** begin **
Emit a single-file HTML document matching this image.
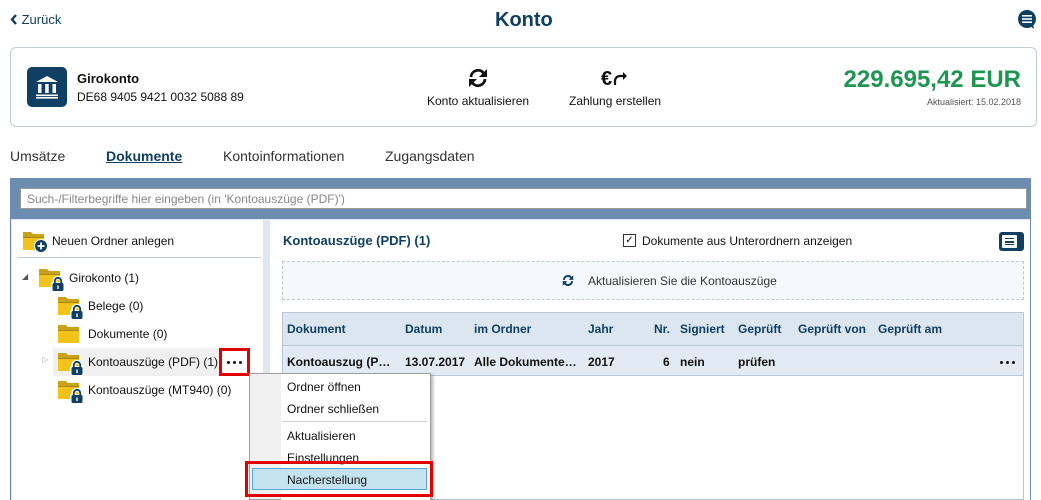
<!DOCTYPE html>
<html><head><meta charset="utf-8"><style>
*{margin:0;padding:0;box-sizing:border-box}
body{width:1041px;height:500px;overflow:hidden;background:#fff;font-family:"Liberation Sans",sans-serif;font-size:12px;color:#111;position:relative}
.a{position:absolute;white-space:nowrap}
.nav{color:#0f3f63}
.dots{display:flex;gap:3px;align-items:center;justify-content:center}
.dots i{width:3px;height:3px;background:#111;border-radius:50%}
</style></head><body>
<svg width="0" height="0" style="position:absolute"><defs>
<symbol id="fl" viewBox="0 0 24 24"><path d="M1 3h8l2 2h11v16H1z" fill="#c9a21a"/><path d="M1 8h21v13H1z" fill="#f2c419"/><rect x="1" y="8" width="21" height="1" fill="#a88614"/></symbol>
<symbol id="lk" viewBox="0 0 14 16"><path d="M3.5 7V5a3.5 3.5 0 0 1 7 0v2" stroke="#fff" stroke-width="4" fill="none"/><rect x="0" y="6" width="14" height="10" rx="2" fill="#fff"/><path d="M3.8 7V5a3.2 3.2 0 0 1 6.4 0v2" stroke="#0f3f63" stroke-width="1.8" fill="none"/><rect x="1.5" y="7" width="11" height="8" rx="1.5" fill="#0f3f63"/><rect x="6.3" y="9.5" width="1.4" height="3.5" fill="#fff"/></symbol>
</defs></svg>

<div class="a nav" style="left:10px;top:12px;font-size:13px"><svg width="8" height="11" style="vertical-align:-1px"><path d="M6 1L2 5.5 6 10" stroke="#0f3f63" stroke-width="2.4" fill="none"/></svg> Zurück</div>
<div class="a nav" style="left:495px;top:9px;font-size:20px;font-weight:bold">Konto</div>
<svg class="a" style="left:1017px;top:10px" width="20" height="20" viewBox="0 0 20 20"><circle cx="10" cy="9" r="9" fill="#0f3f63"/><path d="M13 16l4 3-1-5z" fill="#0f3f63"/><rect x="5" y="5" width="10" height="1.6" fill="#fff"/><rect x="5" y="8.2" width="10" height="1.6" fill="#fff"/><rect x="5" y="11.4" width="10" height="1.6" fill="#fff"/></svg>

<div class="a" style="left:10px;top:47px;width:1027px;height:80px;border:1px solid #c5ced8;border-radius:6px"></div>
<div class="a" style="left:27px;top:67px;width:40px;height:40px;background:#0f3f63;border-radius:5px"></div>
<svg class="a" style="left:31px;top:71px" width="32" height="32" viewBox="0 0 32 32"><path d="M16 5L5 11h22z" fill="#fff"/><rect x="7" y="13" width="3.5" height="9" fill="#fff"/><rect x="14.2" y="13" width="3.5" height="9" fill="#fff"/><rect x="21.5" y="13" width="3.5" height="9" fill="#fff"/><rect x="5" y="23.5" width="22" height="1.6" fill="#fff"/><rect x="5" y="26" width="22" height="1.6" fill="#fff"/></svg>
<div class="a" style="left:77px;top:71px;font-size:13px;font-weight:bold">Girokonto</div>
<div class="a" style="left:77px;top:90px">DE68 9405 9421 0032 5088 89</div>
<svg class="a" style="left:466px;top:68px" width="24" height="20" viewBox="0 0 24 20"><path d="M5 9a7 7 0 0 1 12.5-4" stroke="#111" stroke-width="2.8" fill="none"/><path d="M21 1v8h-8z" fill="#111"/><path d="M19 11a7 7 0 0 1-12.5 4" stroke="#111" stroke-width="2.8" fill="none"/><path d="M3 19v-8h8z" fill="#111"/></svg>
<div class="a" style="left:427px;top:94px">Konto aktualisieren</div>
<svg class="a" style="left:601px;top:67px" width="28" height="22" viewBox="0 0 28 22"><text x="0" y="18" font-family="Liberation Sans" font-weight="bold" font-size="20" fill="#111">€</text><path d="M14 18v-4a5 5 0 0 1 5-5h4" stroke="#111" stroke-width="2.2" fill="none"/><path d="M22 5l4 4-4 4z" fill="#111"/></svg>
<div class="a" style="left:569px;top:94px">Zahlung erstellen</div>
<div class="a" style="right:20px;top:66px;font-size:24px;font-weight:bold;color:#1e9651">229.695,42 EUR</div>
<div class="a" style="right:20px;top:97px;font-size:9px;color:#555">Aktualisiert: 15.02.2018</div>

<div class="a" style="left:10px;top:148px;font-size:14px;color:#333">Umsätze</div>
<div class="a nav" style="left:106px;top:148px;font-size:14px;font-weight:bold;text-decoration:underline">Dokumente</div>
<div class="a" style="left:223px;top:148px;font-size:14px;color:#333">Kontoinformationen</div>
<div class="a" style="left:385px;top:148px;font-size:14px;color:#333">Zugangsdaten</div>

<div class="a" style="left:10px;top:178px;width:1021px;height:322px;background:#6d8db0"></div>
<div class="a" style="left:20px;top:188px;width:1007px;height:21px;background:#fff;border:1px solid #999;color:#888;padding:3px 6px">Such-/Filterbegriffe hier eingeben (in 'Kontoauszüge (PDF)')</div>
<div class="a" style="left:11px;top:219px;width:1019px;height:281px;background:#dfe7f0"></div>
<div class="a" style="left:12px;top:220px;width:251px;height:280px;background:#fff"></div>
<div class="a" style="left:270px;top:220px;width:760px;height:280px;background:#fff"></div>

<svg class="a" style="left:22px;top:229px" width="26" height="24"><use href="#fl" width="24" height="24"/><circle cx="19" cy="17" r="7" fill="#fff"/><circle cx="19" cy="17" r="6" fill="#0f3f63"/><path d="M19 13.5v7M15.5 17h7" stroke="#fff" stroke-width="1.8"/></svg>
<div class="a" style="left:52px;top:234px">Neuen Ordner anlegen</div>
<div class="a" style="left:17px;top:257px;width:244px;height:1px;background:#c3ccd6"></div>

<div class="a" style="left:22px;top:272px;font-size:8px;color:#555">◢</div>
<svg class="a" style="left:38px;top:266px" width="30" height="26"><use href="#fl" width="24" height="24"/><use href="#lk" x="13" y="10" width="14" height="16"/></svg>
<div class="a" style="left:69px;top:271px">Girokonto (1)</div>
<svg class="a" style="left:57px;top:294px" width="30" height="26"><use href="#fl" width="24" height="24"/><use href="#lk" x="13" y="10" width="14" height="16"/></svg>
<div class="a" style="left:88px;top:299px">Belege (0)</div>
<svg class="a" style="left:57px;top:322px" width="30" height="26"><use href="#fl" width="24" height="24"/></svg>
<div class="a" style="left:88px;top:327px">Dokumente (0)</div>
<div class="a" style="left:53px;top:348px;width:195px;height:28px;background:#f0f0f0"></div>
<div class="a" style="left:42px;top:355px;font-size:8px;color:#aaa">▷</div>
<svg class="a" style="left:57px;top:350px" width="30" height="26"><use href="#fl" width="24" height="24"/><use href="#lk" x="13" y="10" width="14" height="16"/></svg>
<div class="a" style="left:88px;top:355px">Kontoauszüge (PDF) (1)</div>
<div class="a dots" style="left:219px;top:348px;width:31px;height:28px;border:3px solid #e00000;background:#fff"><i></i><i></i><i></i></div>
<svg class="a" style="left:57px;top:378px" width="30" height="26"><use href="#fl" width="24" height="24"/><use href="#lk" x="13" y="10" width="14" height="16"/></svg>
<div class="a" style="left:88px;top:383px">Kontoauszüge (MT940) (0)</div>

<div class="a nav" style="left:283px;top:233px;font-size:13px;font-weight:bold">Kontoauszüge (PDF) (1)</div>
<div class="a" style="left:623px;top:234px;width:13px;height:13px;border:1px solid #333;font-size:10px;line-height:11px;text-align:center">✓</div>
<div class="a" style="left:642px;top:234px">Dokumente aus Unterordnern anzeigen</div>
<div class="a" style="left:999px;top:232px;width:25px;height:19px;background:#0f3f63;border-radius:3px"></div>
<div class="a" style="left:1002px;top:235px;width:15px;height:13px;background:#fff;border-radius:1px"></div>
<div class="a" style="left:1005px;top:238px;width:9px;height:7px;border-top:1.5px solid #0f3f63;border-bottom:1.5px solid #0f3f63"></div>
<div class="a" style="left:1005px;top:241px;width:9px;height:1.5px;background:#0f3f63"></div>
<div class="a" style="left:282px;top:261px;width:742px;height:39px;background:#f5f9fc;border:1px dashed #c0c8d0"></div>
<svg class="a" style="left:561px;top:274px" width="14" height="13" viewBox="0 0 24 20"><path d="M5 9a7 7 0 0 1 12.5-4" stroke="#0f3f63" stroke-width="3.4" fill="none"/><path d="M21 1v8h-8z" fill="#0f3f63"/><path d="M19 11a7 7 0 0 1-12.5 4" stroke="#0f3f63" stroke-width="3.4" fill="none"/><path d="M3 19v-8h8z" fill="#0f3f63"/></svg>
<div class="a" style="left:588px;top:274px;color:#333">Aktualisieren Sie die Kontoauszüge</div>

<div class="a" style="left:282px;top:312px;width:742px;height:188px;border:1px solid #b8c6d6;background:#fff"></div>
<div class="a" style="left:283px;top:313px;width:740px;height:33px;background:#dce6f1;border-bottom:1px solid #b8c6d6"></div>
<div class="a" style="left:283px;top:346px;width:740px;height:30px;background:#e2eaf4;border-bottom:1px solid #b8c6d6"></div>
<div class="a nav" style="top:322px;left:0;width:1041px;font-weight:bold;height:14px">
<span class="a" style="left:287px">Dokument</span><span class="a" style="left:405px">Datum</span><span class="a" style="left:474px">im Ordner</span><span class="a" style="left:588px">Jahr</span><span class="a" style="left:654px">Nr.</span><span class="a" style="left:680px">Signiert</span><span class="a" style="left:738px">Geprüft</span><span class="a" style="left:798px">Geprüft von</span><span class="a" style="left:878px">Geprüft am</span></div>
<div class="a" style="top:355px;left:0;width:1041px;font-weight:bold;height:14px">
<span class="a" style="left:287px">Kontoauszug (P…</span><span class="a" style="left:405px">13.07.2017</span><span class="a" style="left:474px">Alle Dokumente…</span><span class="a" style="left:588px">2017</span><span class="a" style="left:663px">6</span><span class="a" style="left:680px">nein</span><span class="a" style="left:738px">prüfen</span></div>
<div class="a dots" style="left:998px;top:356px;width:18px;height:12px"><i></i><i></i><i></i></div>

<div class="a" style="left:249px;top:373px;width:182px;height:127px;background:#f0f0f0;border:1px solid #a0a0a0;box-shadow:2px 2px 3px rgba(0,0,0,.3)"></div>
<div class="a" style="left:281px;top:374px;width:149px;height:126px;background:#fff"></div>
<div class="a" style="left:287px;top:380px">Ordner öffnen</div>
<div class="a" style="left:287px;top:402px">Ordner schließen</div>
<div class="a" style="left:282px;top:421px;width:145px;height:1px;background:#d0d0d0"></div>
<div class="a" style="left:287px;top:429px">Aktualisieren</div>
<div class="a" style="left:287px;top:451px">Einstellungen</div>
<div class="a" style="left:252px;top:468px;width:175px;height:22px;background:#c4e2f0;border:1px solid #5aa7d6"></div>
<div class="a" style="left:287px;top:473px">Nacherstellung</div>
<div class="a" style="left:245px;top:461px;width:188px;height:36px;border:3px solid #e00000"></div>
</body></html>
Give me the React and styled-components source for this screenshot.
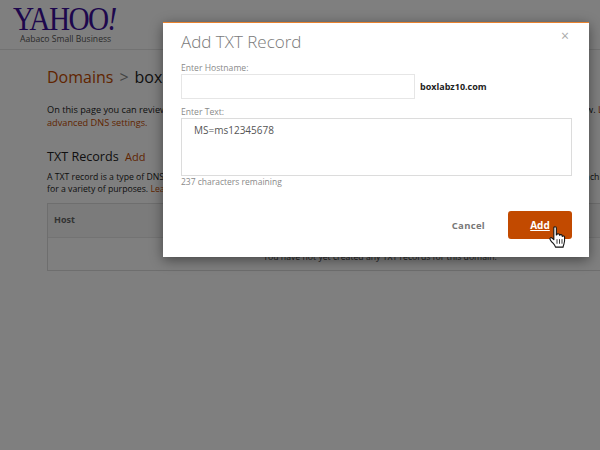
import React from 'react'
import styled, { createGlobalStyle } from 'styled-components'

const GlobalStyle = createGlobalStyle`
  html, body {
    margin: 0;
    width: 600px;
    height: 450px;
    overflow: hidden;
    background: #fff;
    font-family: 'Open Sans', 'Noto Sans', sans-serif;
  }
`

const orange = '#c24a00'

function HandCursor() {
  return (
    <svg width="20" height="25" viewBox="0 0 22 30">
      <path
        d="M6 3.5c0-2 3-2 3 0V12l.6-.3c.4-1.700 3-1.500 3.200.2l.2.500c.6-1.400 2.900-1 3 .6l.1.700c.8-1 2.700-.6 2.800 1 .2 3 .1 6-.8 8.300-.5 1.300-.9 2.300-1 3.500H8c-.4-1.800-1.500-3-2.800-4.600C3.800 21 2.200 19 1.500 17.500c-.8-1.700 1-3 2.400-1.800L6 17.600z"
        fill="#fff"
        stroke="#111"
        strokeWidth="1.3"
        strokeLinejoin="round"
      />
      <path d="M9.800 17v5.500M12.800 17v5.500M15.800 17v5.500" stroke="#111" strokeWidth="1" fill="none" />
    </svg>
  )
}

export default function App() {
  return (
    <Page>
      <GlobalStyle />
      <Header>
        <Logo>YAHOO<LogoBang>!</LogoBang></Logo>
        <LogoSub>Aabaco Small Business</LogoSub>
      </Header>
      <Content>
        <Crumbs>
          <CrumbLink>Domains</CrumbLink>
          <CrumbSep>&gt;</CrumbSep>
          <span>boxlabz10.com</span>
        </Crumbs>
        <Paragraph>
          On this page you can review and manage the DNS records for your domains, including all of the settings which are shown below. <OrangeText>Learn about</OrangeText>
          <br />
          <OrangeText>advanced DNS settings.</OrangeText>
        </Paragraph>
        <SectionTitle>
          TXT Records <SectionAdd>Add</SectionAdd>
        </SectionTitle>
        <SmallParagraph>
          A TXT record is a type of DNS record that holds free-form text information for sources which are outside of your domain name, like machines
          <br />
          for a variety of purposes. <OrangeText>Learn more</OrangeText>
        </SmallParagraph>
        <RecordsTable>
          <TableHead>Host</TableHead>
          <TableEmpty>You have not yet created any TXT records for this domain.</TableEmpty>
        </RecordsTable>
      </Content>
      <Overlay />
      <Modal>
        <CloseMark>×</CloseMark>
        <ModalTitle>Add TXT Record</ModalTitle>
        <FieldLabel>Enter Hostname:</FieldLabel>
        <HostRow>
          <HostInput />
          <DomainName>boxlabz10.com</DomainName>
        </HostRow>
        <TextLabel>Enter Text:</TextLabel>
        <TextBox>MS=ms12345678</TextBox>
        <Remaining>237 characters remaining</Remaining>
        <Actions>
          <CancelButton>Cancel</CancelButton>
          <AddButton>
            Add
            <CursorSpot>
              <HandCursor />
            </CursorSpot>
          </AddButton>
        </Actions>
      </Modal>
    </Page>
  )
}

const Page = styled.div`
  position: relative;
  width: 600px;
  height: 450px;
  overflow: hidden;
  color: #333;
`

const Header = styled.header`
  height: 50px;
  box-sizing: border-box;
  padding: 5px 0 0 13px;
  border-bottom: 1px solid #e4e4e4;
`

const Logo = styled.div`
  font-family: 'Liberation Serif', serif;
  font-size: 34px;
  line-height: 28px;
  letter-spacing: -1.8px;
  color: #3d0f9a;
  transform: scaleX(0.86);
  transform-origin: left;
`

const LogoBang = styled.span`
  font-style: italic;
`

const LogoSub = styled.div`
  font-size: 8.6px;
  line-height: 12px;
  margin: 0 0 0 7px;
  color: #555;
`

const Content = styled.main`
  padding: 15px 0 0 47px;
`

const Crumbs = styled.h1`
  margin: 0;
  font-size: 16px;
  font-weight: 400;
  line-height: 25px;
  color: #222;
  white-space: nowrap;
`

const CrumbLink = styled.span`
  color: ${orange};
`

const CrumbSep = styled.span`
  color: #888;
  margin: 0 6px;
`

const OrangeText = styled.span`
  color: ${orange};
`

const Paragraph = styled.p`
  margin: 13px 0 0;
  font-size: 9.2px;
  line-height: 13px;
  color: #222;
  white-space: nowrap;
`

const SectionTitle = styled.h2`
  margin: 18px 0 0;
  font-size: 12.6px;
  font-weight: 400;
  line-height: 20px;
  color: #222;
`

const SectionAdd = styled.span`
  color: ${orange};
  font-size: 11px;
  margin-left: 3px;
`

const SmallParagraph = styled.p`
  margin: 4px 0 0;
  font-size: 8.7px;
  line-height: 12px;
  color: #222;
  white-space: nowrap;
`

const RecordsTable = styled.div`
  margin-top: 8px;
  width: 666px;
  height: 68px;
  box-sizing: border-box;
  border: 1px solid #ddd;
`

const TableHead = styled.div`
  height: 34px;
  box-sizing: border-box;
  padding: 9px 0 0 6px;
  font-size: 9px;
  line-height: 14px;
  font-weight: 700;
  color: #666;
  background: #f6f6f6;
  border-bottom: 1px solid #e6e6e6;
`

const TableEmpty = styled.div`
  padding-top: 13px;
  font-size: 8.7px;
  line-height: 12px;
  text-align: center;
  color: #444;
`

const Overlay = styled.div`
  position: absolute;
  inset: 0;
  background: rgba(0, 0, 0, 0.5);
`

const Modal = styled.section`
  position: absolute;
  left: 163px;
  top: 22px;
  width: 426px;
  height: 235px;
  box-sizing: border-box;
  padding: 10px 0 0 18px;
  background: #fff;
  border-top: 1px solid #e8822e;
  box-shadow: 0 3px 12px rgba(0, 0, 0, 0.45);
`

const CloseMark = styled.div`
  position: absolute;
  top: 5px;
  right: 20px;
  font-size: 14px;
  line-height: 16px;
  color: #aaa;
`

const ModalTitle = styled.h3`
  margin: 0;
  font-size: 17px;
  font-weight: 300;
  line-height: 18px;
  color: #7a7a7a;
`

const FieldLabel = styled.label`
  display: block;
  margin-top: 11px;
  font-size: 8.6px;
  line-height: 12px;
  color: #8a8a8a;
`

const TextLabel = styled(FieldLabel)`
  margin-top: 7px;
`

const HostRow = styled.div`
  display: flex;
  align-items: center;
  gap: 5px;
`

const HostInput = styled.div`
  width: 234px;
  height: 25px;
  box-sizing: border-box;
  border: 1px solid #e6e6e6;
`

const DomainName = styled.span`
  font-size: 9px;
  font-weight: 700;
  color: #222;
`

const TextBox = styled.div`
  width: 391px;
  height: 58px;
  box-sizing: border-box;
  padding: 4px 0 0 12px;
  border: 1px solid #dcdcdc;
  font-size: 10px;
  line-height: 14px;
  color: #555;
`

const Remaining = styled.div`
  font-size: 8.5px;
  line-height: 12px;
  color: #8a8a8a;
`

const Actions = styled.div`
  display: flex;
  align-items: center;
  justify-content: flex-end;
  gap: 23px;
  width: 391px;
  margin-top: 23px;
`

const CancelButton = styled.span`
  font-size: 9.5px;
  font-weight: 700;
  letter-spacing: 0.3px;
  color: #777;
`

const AddButton = styled.div`
  position: relative;
  width: 64px;
  height: 28px;
  border-radius: 3px;
  background: ${orange};
  color: #fff;
  font-size: 10px;
  font-weight: 700;
  line-height: 28px;
  text-align: center;
  text-decoration: underline;
`

const CursorSpot = styled.span`
  position: absolute;
  left: 40px;
  top: 14px;
  line-height: 0;
`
** end **
* **TASK DETAILS**:
Repeat only the lines from the one holding "Give me the" to the one holding "const orange = '#c24a00'", both ends included, and drop the images.

* **SOLUTION FOR THIS TASK**:
Give me the React and styled-components source for this screenshot.
import React from 'react'
import styled, { createGlobalStyle } from 'styled-components'

const GlobalStyle = createGlobalStyle`
  html, body {
    margin: 0;
    width: 600px;
    height: 450px;
    overflow: hidden;
    background: #fff;
    font-family: 'Open Sans', 'Noto Sans', sans-serif;
  }
`

const orange = '#c24a00'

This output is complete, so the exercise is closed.